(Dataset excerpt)
◇ ◇ ◇ ◇ ◇

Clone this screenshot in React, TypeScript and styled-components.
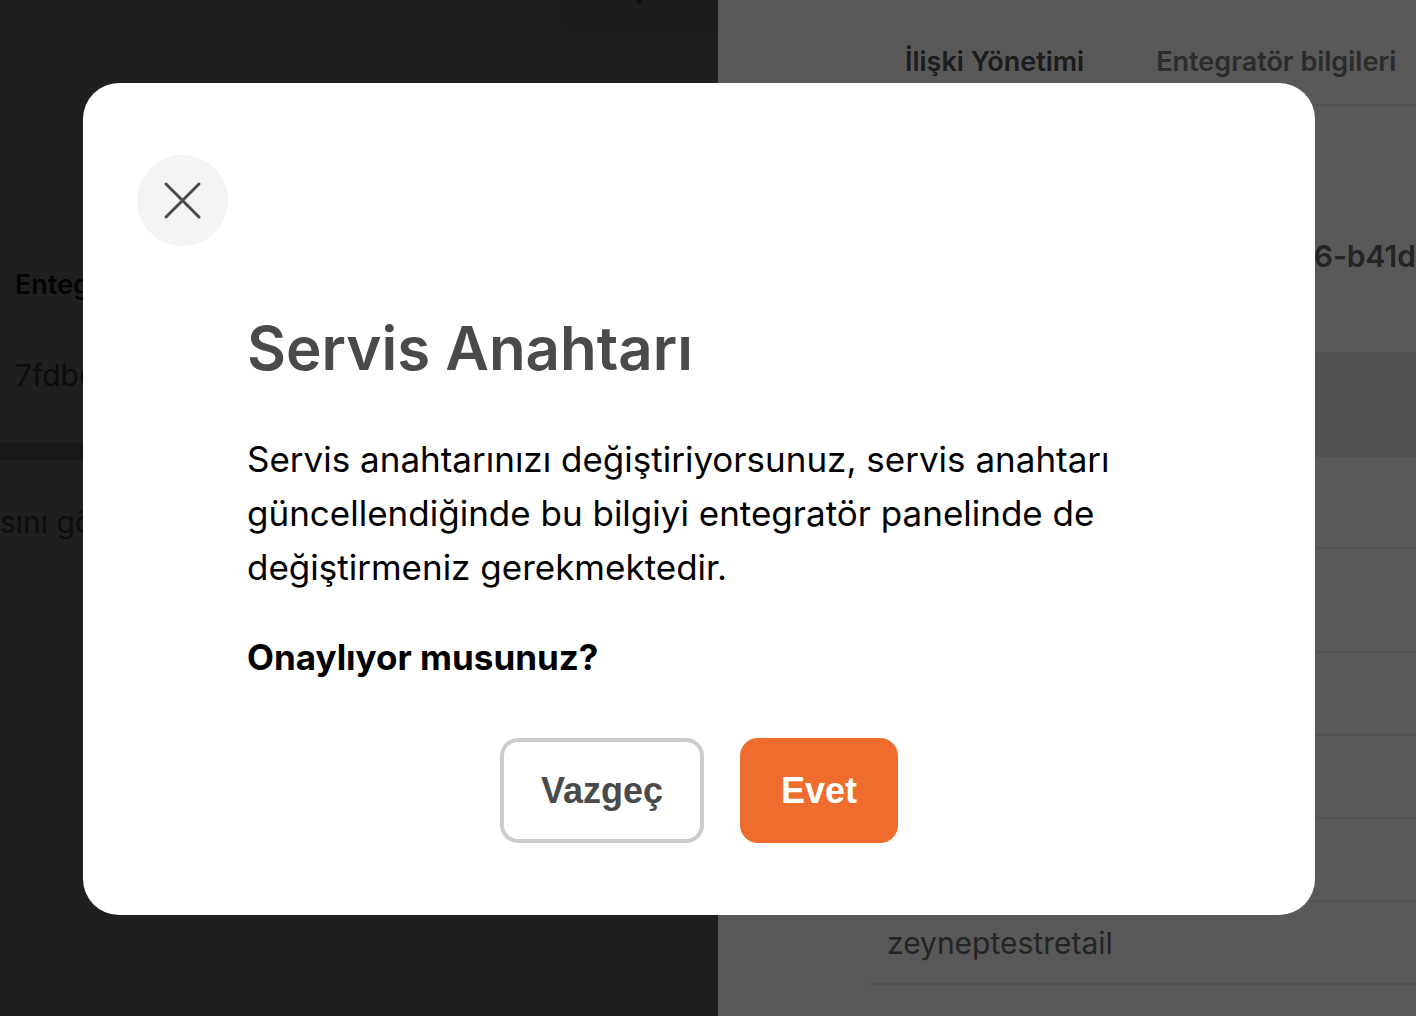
import React from "react";
import styled, { createGlobalStyle } from "styled-components";

const GlobalStyle = createGlobalStyle`
  *, *::before, *::after { box-sizing: border-box; }
  html, body { margin: 0; overflow: hidden; }
  body { font-family: Inter, "Liberation Sans", sans-serif; background: #5b5b5b; }
  h1, h2, p, ul { margin: 0; padding: 0; }
`;

const Page = styled.div`
  display: grid;
  grid-template-columns: minmax(0, 718fr) minmax(0, 698fr);
  height: 100vh;
  overflow: hidden;
`;

const Main = styled.main`
  background: #5b5b5b;
  overflow: hidden;
`;

const SearchRow = styled.div`
  display: flex;
  justify-content: flex-end;
  height: 232px;
`;

const SearchBox = styled.button`
  width: 160px;
  height: 33px;
  padding: 0 74px 0 0;
  border: 0;
  border-radius: 0 0 0 18px;
  background: #555555;
  display: flex;
  align-items: flex-start;
  justify-content: flex-end;
`;

const Table = styled.table`
  width: 100%;
  border-collapse: separate;
  border-spacing: 0;
  text-align: left;
`;

const HeadCell = styled.th`
  height: 104px;
  padding: 0 15px;
  border-top: 2px solid #555555;
  font-size: 27px;
  font-weight: 600;
  line-height: 36px;
  color: #0a0a0a;
`;

const Cell = styled.td`
  height: 78px;
  padding: 0 15px;
  border: solid #555555;
  border-width: 2px 0;
  font-size: 30px;
  line-height: 36px;
  color: #232323;
`;

const ScrollBar = styled.div`
  height: 18px;
  margin-top: 28px;
  background: #434343;
`;

const Note = styled.p`
  padding-top: 44px;
  font-size: 30px;
  line-height: 36px;
  color: #232323;
`;

const Drawer = styled.aside`
  padding-left: 151px;
  background: #ffffff;
  overflow: hidden;
`;

const Tabs = styled.nav`
  display: flex;
  align-items: flex-end;
  gap: 72px;
  height: 106px;
  padding: 0 18px 24px 36px;
  border-bottom: 2px solid #eaeaea;
  white-space: nowrap;
`;

const Tab = styled.a<{ $active?: boolean }>`
  font-size: 27px;
  font-weight: 600;
  line-height: 36px;
  color: ${(p) => (p.$active ? "#505050" : "#7c7c7c")};
  text-decoration: none;
`;

const KeyRow = styled.div`
  display: flex;
  align-items: center;
  justify-content: flex-end;
  height: 246px;
  padding-top: 54px;
  font-size: 30px;
  font-weight: 600;
  line-height: 36px;
  color: #676767;
`;

const Rows = styled.ul`
  list-style: none;
`;

const rowHeights = { head: 105, first: 92, tall: 104, normal: 83 };

const Row = styled.li<{ $size: keyof typeof rowHeights }>`
  display: flex;
  align-items: center;
  height: ${(p) => rowHeights[p.$size]}px;
  padding: 0 18px;
  border-bottom: 2px solid #eaeaea;
  background: ${(p) => (p.$size === "head" ? "#eaeaea" : "#ffffff")};
  font-size: 30px;
  line-height: 36px;
  color: #676767;
`;

const Scrim = styled.div`
  position: fixed;
  inset: 0;
  display: flex;
  align-items: flex-start;
  padding: 83px 101px 101px 83px;
  background: rgba(0, 0, 0, 0.65);
`;

const Dialog = styled.section`
  flex: 1;
  padding: 72px 54px;
  border-radius: 36px;
  background: #ffffff;
`;

const CloseButton = styled.button`
  display: grid;
  place-items: center;
  width: 91px;
  height: 91px;
  padding: 0;
  border: 0;
  border-radius: 50%;
  background: #f4f4f4;
`;

const Content = styled.div`
  padding: 64px 110px 0;
  font-size: 35px;
  line-height: 54px;
  color: #000000;
`;

const Title = styled.h1`
  margin-bottom: 46px;
  font-size: 60px;
  font-weight: 600;
  line-height: 76px;
  color: #4a4a4a;
`;

const Question = styled.p`
  margin-top: 36px;
  font-weight: 700;
`;

const Actions = styled.div`
  display: flex;
  justify-content: center;
  gap: 36px;
  margin-top: 54px;
`;

const Button = styled.button<{ $primary?: boolean }>`
  height: 105px;
  padding: 0 37px;
  border: 4px solid ${(p) => (p.$primary ? "#ee6c2d" : "#cccccc")};
  border-radius: 18px;
  background: ${(p) => (p.$primary ? "#ee6c2d" : "#ffffff")};
  color: ${(p) => (p.$primary ? "#ffffff" : "#4a4a4a")};
  font: 700 36px/54px "Liberation Sans", Arial, sans-serif;
`;

export default function App() {
  return (
    <>
      <GlobalStyle />
      <Page>
        <Main>
          <SearchRow>
            <SearchBox aria-label="Ara">
              <svg width="12" height="6" viewBox="0 0 12 6" aria-hidden="true">
                <path d="M2 -4L8 2" stroke="#303030" strokeWidth="4" strokeLinecap="round" />
              </svg>
            </SearchBox>
          </SearchRow>
          <Table>
            <thead>
              <tr><HeadCell scope="col">Enteg</HeadCell></tr>
            </thead>
            <tbody>
              <tr><Cell>7fdbe</Cell></tr>
            </tbody>
          </Table>
          <ScrollBar />
          <Note>sını gö</Note>
        </Main>
        <Drawer>
          <Tabs>
            <Tab href="#iliski" $active>İlişki Yönetimi</Tab>
            <Tab href="#entegrator">Entegratör bilgileri</Tab>
          </Tabs>
          <KeyRow>6-b41d</KeyRow>
          <Rows>
            <Row $size="head" />
            <Row $size="first" />
            <Row $size="tall" />
            <Row $size="normal" />
            <Row $size="normal" />
            <Row $size="normal" />
            <Row $size="normal">zeyneptestretail</Row>
          </Rows>
        </Drawer>
      </Page>
      <Scrim>
        <Dialog role="dialog" aria-modal="true" aria-labelledby="dialog-title">
          <CloseButton aria-label="Kapat">
            <svg width="40" height="40" viewBox="0 0 40 40" aria-hidden="true">
              <path d="M3 3L36 36M36 3L3 36" stroke="#4a4a4a" strokeWidth="3" strokeLinecap="round" />
            </svg>
          </CloseButton>
          <Content>
            <Title id="dialog-title">Servis Anahtarı</Title>
            <p>
              Servis anahtarınızı değiştiriyorsunuz, servis anahtarı güncellendiğinde
              bu bilgiyi entegratör panelinde de değiştirmeniz gerekmektedir.
            </p>
            <Question>Onaylıyor musunuz?</Question>
          </Content>
          <Actions>
            <Button type="button">Vazgeç</Button>
            <Button type="button" $primary>Evet</Button>
          </Actions>
        </Dialog>
      </Scrim>
    </>
  );
}
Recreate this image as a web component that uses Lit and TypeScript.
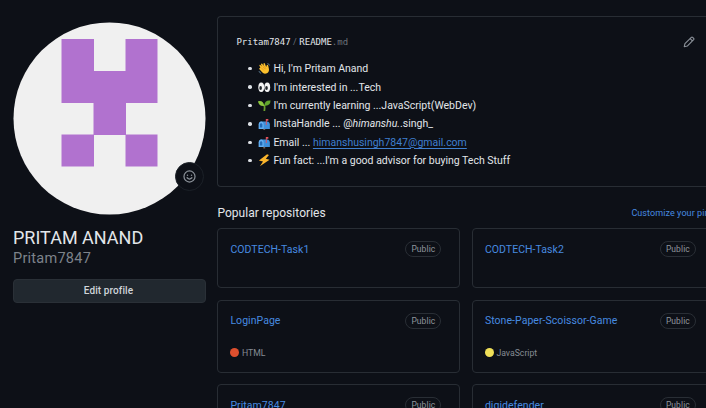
import { LitElement, html, css, svg, nothing } from "lit";
import { customElement, property } from "lit/decorators.js";

type Repo = { name: string; lang?: string; color?: string };

const repos: Repo[] = [
  { name: "CODTECH-Task1" },
  { name: "CODTECH-Task2" },
  { name: "LoginPage", lang: "HTML", color: "#dd4f2e" },
  { name: "Stone-Paper-Scoissor-Game", lang: "JavaScript", color: "#efdf58" },
  { name: "Pritam7847" },
  { name: "digidefender" },
];

const mailbox = svg`
  <path d="M5 5.500h9.500Q19 6 19 10.500v7H2V11Q2 6 5 5.500z" fill="#3f8fdc"/>
  <path d="M1 17.500V10.500Q1.300 5.500 5 5.500t4 5v7z" fill="#64b0f4"/>
  <path d="M3 15V10.500Q3.300 8.500 5 8.500t2 2V15z" fill="#2369b5"/>
  <path d="M8.500 17.500h3V20h-3z" fill="#7b6257"/>
  <path d="M12.500 11V1.500h4v3h-2.500V11z" fill="#e0525e"/>`;

const icons = {
  wave: svg`
    <path d="M3.500 8.500L2.200 5.800Q2 4.200 3.600 4.500L6 7.300 4.700 3.500Q5.300 1.800 6.800 2.700L9.200 6.500 8.700 2.600Q9.800 1 11 2.500L13 8l1-2.800Q15.800 3.500 16.300 5.500l1.300 6Q18 17 13 18.500q-4 1-6.300-2L2 11Q1.500 9.300 3.500 9.500z" fill="#fbc02d"/>
    <path d="M5 9l4.500 4.500M7.500 7l3.800 4.800M10 6.500l2.600 4.300" stroke="#dc8e18" stroke-width="1" fill="none"/>
    <path d="M15 2.500q3 .5 3.500 3M1.500 14.500q.8 3 3.500 3.500" stroke="#7196ad" stroke-width="1.200" fill="none"/>`,
  eyes: svg`
    <ellipse cx="5.200" cy="10" rx="4.700" ry="7.500" fill="#f5f5f5"/>
    <ellipse cx="14.800" cy="10" rx="4.700" ry="7.500" fill="#f5f5f5"/>
    <ellipse cx="4.200" cy="11" rx="2.100" ry="3.200" fill="#22272b"/>
    <ellipse cx="13.600" cy="11" rx="2.100" ry="3.200" fill="#22272b"/>`,
  seedling: svg`
    <path d="M8.700 19q1-5 0-10h2.800q1 5 0 10z" fill="#6a9e2d"/>
    <path d="M10 11Q1 12 0 3.500 8.500 1.500 10 11z" fill="#8cc63f"/>
    <path d="M10.300 10.500Q10.500 1.500 20 2.500q0 9-9.700 8z" fill="#62a52d"/>`,
  mailbox,
  bolt: svg`<path d="M14.500 .5L1.500 10.500l6.500 1.300L3 19.500 18.500 9l-6-1.300L17.500 1.500z" fill="#fbb52c"/>`,
};

@customElement("note-line")
export class NoteLine extends LitElement {
  @property() icon: keyof typeof icons = "wave";
  static styles = css`
    :host { display: flex; align-items: center; height: 18.400px; white-space: nowrap; }
    .dot { width: 3.500px; height: 3.500px; border-radius: 50%; background: #dce0e4; margin-right: 6.500px; }
    svg { width: 12.500px; height: 12.500px; margin-right: 2.500px; }
  `;
  render() {
    return html`<span class="dot"></span><svg viewBox="0 0 20 20">${icons[this.icon]}</svg><span><slot></slot></span>`;
  }
}

@customElement("repo-card")
export class RepoCard extends LitElement {
  @property({ attribute: false }) repo!: Repo;
  static styles = css`
    :host {
      display: flex; flex-direction: column; justify-content: space-between;
      box-sizing: border-box; border: 1px solid #282d34; border-radius: 4px;
      padding: 12px 18px 13px 12px;
    }
    .top { display: flex; justify-content: space-between; align-items: center; height: 16px; }
    .name { font-size: 10.500px; letter-spacing: 0.050px; color: #478be0; }
    .badge {
      box-sizing: border-box; width: 36px; height: 16px; border: 1px solid #292e35; border-radius: 8px;
      display: flex; align-items: center; justify-content: center;
      font-size: 8.500px; letter-spacing: 0.100px; color: #8f959c;
    }
    .lang { display: flex; align-items: center; gap: 2.500px; height: 12px; font-size: 8.700px; color: #858b93; }
    .swatch { width: 9px; height: 9px; border-radius: 50%; }
  `;
  render() {
    const { name, lang, color } = this.repo;
    return html`
      <div class="top"><span class="name">${name}</span><span class="badge">Public</span></div>
      ${lang
        ? html`<div class="lang"><span class="swatch" style="background:${color}"></span>${lang}</div>`
        : nothing}
    `;
  }
}

@customElement("app-root")
export class AppRoot extends LitElement {
  static styles = css`
    :host {
      display: grid; grid-template-columns: 193px 498px; column-gap: 11.400px;
      box-sizing: border-box; width: 706px; height: 408px; overflow: hidden;
      padding: 16px 0 0 13px; background: #0d1017; color: #e2e6ea;
      font-family: Roboto, sans-serif;
    }
    .side { padding-top: 6px; }
    .avatar { position: relative; width: 193px; height: 193px; }
    .avatar .pic { display: block; width: 193px; height: 193px; }
    .status {
      position: absolute; left: 162px; top: 140px; width: 29px; height: 29px; box-sizing: border-box;
      border: 1px solid #1c2128; border-radius: 50%; background: #0d1017;
      display: flex; align-items: center; justify-content: center;
    }
    .status svg { width: 13px; height: 13px; }
    .full { margin-top: 12px; font-size: 18px; line-height: 22px; white-space: nowrap; }
    .login { font-size: 14.500px; line-height: 19px; color: #7d838b; letter-spacing: 0.250px; }
    .edit {
      display: flex; align-items: center; justify-content: center; box-sizing: border-box;
      width: 193px; height: 24px; margin-top: 11px; border: 1px solid #2a3037; border-radius: 4px;
      background: #21282f; color: #cfd4da; font: 500 10px Roboto, sans-serif; padding: 0 2px 1px 0;
      letter-spacing: 0.100px;
    }
    .main { width: 498px; }
    .readme {
      box-sizing: border-box; height: 171px; border: 1px solid #282d34; border-right: 0;
      border-radius: 4px 0 0 4px; padding: 17px 11px 0 18px; width: 488.600px;
    }
    .path { display: flex; justify-content: space-between; align-items: center; height: 15px; font: 9px "DejaVu Sans Mono", monospace; }
    .path svg { width: 12px; height: 12px; }
    .path .sep { font-family: Roboto, sans-serif; color: #6b7179; margin: 0 2.500px; }
    .path .ext { color: #6b7179; }
    .notes { padding: 10.500px 0 0 12px; font-size: 10.500px; }
    .mail { color: #3f7fcf; text-decoration: underline; text-underline-offset: 2px; }
    .head { display: flex; justify-content: space-between; align-items: center; height: 20px; margin-top: 16px; white-space: nowrap; }
    .head h2 { margin: 0; font-size: 12px; font-weight: 400; letter-spacing: 0.050px; }
    .head .pins { width: 84px; font-size: 9px; letter-spacing: 0.080px; color: #478be0; }
    .grid {
      display: grid; grid-template-columns: 243px 243px; grid-template-rows: 60px 73px 60px;
      column-gap: 11.500px; row-gap: 11.500px; margin-top: 5.400px;
    }
  `;
  render() {
    return html`
      <div class="side">
        <div class="avatar">
          <svg class="pic" viewBox="0 0 193 193">
            <circle cx="96.500" cy="96.500" r="96" fill="#f0f0f0" />
            <path fill="#b172cf" d="M48.500 17h32.500v32h31.500V17h32v64h-31.500v32h-32.500V81H48.500zM48.500 112.500h32.500v32H48.500zM112.500 112.500h32v32h-32z" />
          </svg>
          <div class="status">
            <svg viewBox="0 0 16 16" fill="none" stroke="#8b9199" stroke-width="1.500">
              <circle cx="8" cy="8" r="6.800" /><path d="M5 9.500q3 3.200 6 0" stroke-linecap="round" />
              <circle cx="5.500" cy="6.500" r=".9" fill="#8b9199" stroke="none" /><circle cx="10.500" cy="6.500" r=".9" fill="#8b9199" stroke="none" />
            </svg>
          </div>
        </div>
        <div class="full">PRITAM ANAND</div>
        <div class="login">Pritam7847</div>
        <button class="edit">Edit profile</button>
      </div>
      <div class="main">
        <div class="readme">
          <div class="path">
            <span>Pritam7847<span class="sep">/</span>README<span class="ext">.md</span></span>
            <svg viewBox="0 0 16 16" fill="none" stroke="#8b9199" stroke-width="1.500" stroke-linejoin="round">
              <path d="M1.700 14.300l.9-4 8.500-8.500q.9-.8 1.800 0l1.300 1.300q.8.900 0 1.800l-8.500 8.500zM9.500 3.500l3 3" />
            </svg>
          </div>
          <div class="notes">
            <note-line icon="wave">Hi, I'm Pritam Anand</note-line>
            <note-line icon="eyes">I'm interested in ...Tech</note-line>
            <note-line icon="seedling">I'm currently learning ...JavaScript(WebDev)</note-line>
            <note-line icon="mailbox">InstaHandle ... @<i>himanshu.</i>.singh_</note-line>
            <note-line icon="mailbox">Email ... <span class="mail">himanshusingh7847@gmail.com</span></note-line>
            <note-line icon="bolt">Fun fact: ...I'm a good advisor for buying Tech Stuff</note-line>
          </div>
        </div>
        <div class="head"><h2>Popular repositories</h2><span class="pins">Customize your pins</span></div>
        <div class="grid">${repos.map((r) => html`<repo-card .repo=${r}></repo-card>`)}</div>
      </div>
    `;
  }
}
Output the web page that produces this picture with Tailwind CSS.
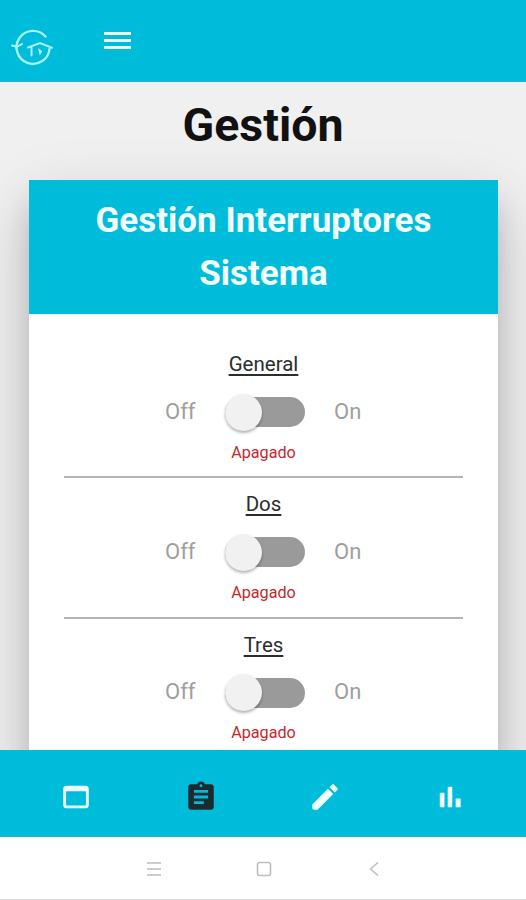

◇ ◇ ◇ ◇ ◇

■ WORK TO BE COMPLETED:
The first line to copy holds "Recreate this image", and the last holds "string; lang?: string;". Copy them and the lines between exactly, leaving out pictures.

■ OUTPUT BELOW:
Recreate this image as a web component that uses Lit and TypeScript.
import { LitElement, html, css, svg, nothing } from "lit";
import { customElement, property } from "lit/decorators.js";

type Repo = { name: string; lang?: string; color?: string };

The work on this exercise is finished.